Whole Foods Vendor Fair Creates Expansion Shot for Indio Couple

Recently inked papers to move home business to manufacturing facility

JIM POWERS Arts & Entertainment

 

Like many entrepreneurs, Michelle and Kevin Steadman had hit that proverbial fork in the road.

Their product, a health bar called TRUElicious, was already available in a dozen local locations and growing, but retailers outside the Coachella Valley couldn't gain access to their product.

Under the Cottage Law, which allowed the Steadmans to start their business and make the bars in their Indio home, it didn't allow for them to expand to outside markets.

"So we were caught in this place of we either don’t do anything and close it down altogether, or we make this big leap and we go for it," Michelle says. "And we did. We want to be the next big thing that comes out of the desert."

Just last week, the couple signed the papers to purchase a building not far from their home where they plan to manufacture the bars.

As part of that move, the Steadmans are looking for bigger players to sell their bars, which made the Whole Foods Vendor Fair the perfect opportunity to show their product June 10 inside the San Jacinto Ballroom of the JW Marriott Desert Springs Resort & Spa in Palm Desert. Whole Foods plans to open its Palm Desert store Sept. 24.

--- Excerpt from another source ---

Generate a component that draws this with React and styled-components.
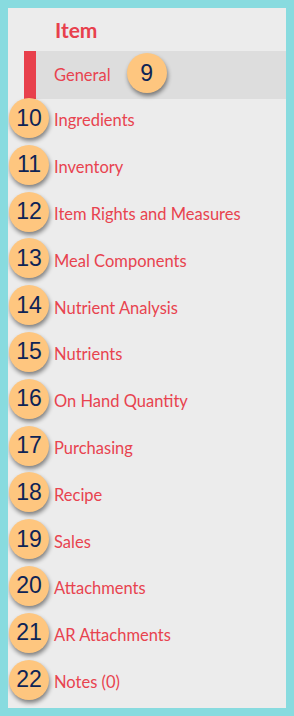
import styled, { createGlobalStyle } from "styled-components";

const GlobalStyle = createGlobalStyle`
    html, body {
        margin: 0;
        padding: 0;
        background-color: #88dbdf;
    }
`;

const items = [
    { label: "Ingredients", badge: 10 },
    { label: "Inventory", badge: 11 },
    { label: "Item Rights and Measures", badge: 12 },
    { label: "Meal Components", badge: 13 },
    { label: "Nutrient Analysis", badge: 14 },
    { label: "Nutrients", badge: 15 },
    { label: "On Hand Quantity", badge: 16 },
    { label: "Purchasing", badge: 17 },
    { label: "Recipe", badge: 18 },
    { label: "Sales", badge: 19 },
    { label: "Attachments", badge: 20 },
    { label: "AR Attachments", badge: 21 },
    { label: "Notes (0)", badge: 22 },
];

export default function App() {
    return (
        <>
            <GlobalStyle />
            <Panel>
                <Header>Item</Header>
                <ActiveRow>
                    <ActiveLabel>General</ActiveLabel>
                    <InlineBadge>9</InlineBadge>
                </ActiveRow>
                {items.map((item) => (
                    <Row key={item.label}>
                        <Badge>{item.badge}</Badge>
                        <Label>{item.label}</Label>
                    </Row>
                ))}
            </Panel>
        </>
    );
}

const Panel = styled.div`
    margin: 8px;
    height: 700px;
    background-color: #ececec;
    overflow: hidden;
    font-family: Lato, "Liberation Sans", sans-serif;
`;

const Header = styled.div`
    height: 43px;
    display: flex;
    align-items: center;
    padding-left: 47px;
    box-sizing: border-box;
    font-size: 21px;
    font-weight: bold;
    color: #e8404c;
`;

const ActiveRow = styled.div`
    height: 48px;
    margin-left: 16px;
    border-left: 12px solid #e8404c;
    background-color: #dddddd;
    display: flex;
    align-items: center;
    padding-left: 18px;
`;

const ActiveLabel = styled.span`
    font-size: 16.5px;
    color: #e8434f;
    margin-top: -1px;
`;

const Row = styled.div`
    position: relative;
    height: 46.8px;
    display: flex;
    align-items: center;
    padding-left: 46px;
`;

const Label = styled.span`
    font-size: 16.5px;
    color: #e8434f;
    margin-top: -4px;
`;

const Badge = styled.div`
    position: absolute;
    left: 1px;
    top: -1px;
    width: 40px;
    height: 40px;
    border-radius: 50%;
    background-color: #fec67f;
    box-shadow: 1px 3px 4px rgba(0, 0, 0, 0.45);
    display: flex;
    align-items: center;
    justify-content: center;
    font-family: "Liberation Sans", Arial, sans-serif;
    font-size: 23px;
    color: #0e2456;
    z-index: 1;
`;

const InlineBadge = styled(Badge)`
    position: static;
    margin-left: 16px;
    margin-top: -4px;
`;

"Their target audience is our market," Michelle says. "It’s the health conscious, health food people."

This is the first time Whole Foods' Southern Pacific Region has put on a vendor event prior to an opening of a store, according to Ashley Gibbons, associate marketing coordinator.

"The idea was to put out a call and bring them to us at one time and had Whole Foods people there to meet as many people as we could in one day, and also bring out our own current suppliers to showcase some of our fresh new products, so a sneak peek of what we’re bringing to the desert," Gibbons says.

More than 50 vendors were in attendance featuring free samples of products ranging from baked goods to soaps to footwear. The event was also open to the public.

"It’s a nice time for us to meet them," Gibbons says. "We get to meet our new customers and kind of taste the flavor of the Coachella Valley, what’s out here, what are people interested in, what resonates with them, and what are they already making."

Michelle Steadman used to buy health bars  but soon became disenchanted when she started looking at the label.

"I don’t know what half of these things are," Michelle says. "It was almost a glorified candy bar, and I felt there had to be something better."

So she began making her TRUElicious bars for her family, and would bring them with her to munch on between teaching pilates classes. Soon her students began to ask what she was eating, and once they sampled her bar asked where they could get more.

"Oh no, no, no, I’m not selling them," she recalls saying. "That lasted a very short time, and everyone kept encouraging me to go out and sell it. So I thought, well, I guess the whole reason I made it is because it didn’t exist."

If the Steadmans are lucky enough to have their product sold at the new Whole Foods store in Palm Desert, it will be found in the refrigerated section. That's one way they have tried to separate themselves in the marketplace.

"What this is all about is getting back to the basics and eating real food," Michelle says. "No artificial ingredients. We don’t want to be on the shelves like other bars that have a two-year shelf life. Keeping it in refrigerator section is different, and shows that things go bad. Just like if you bought an apple in the farmer’s market, it will go bad after a while."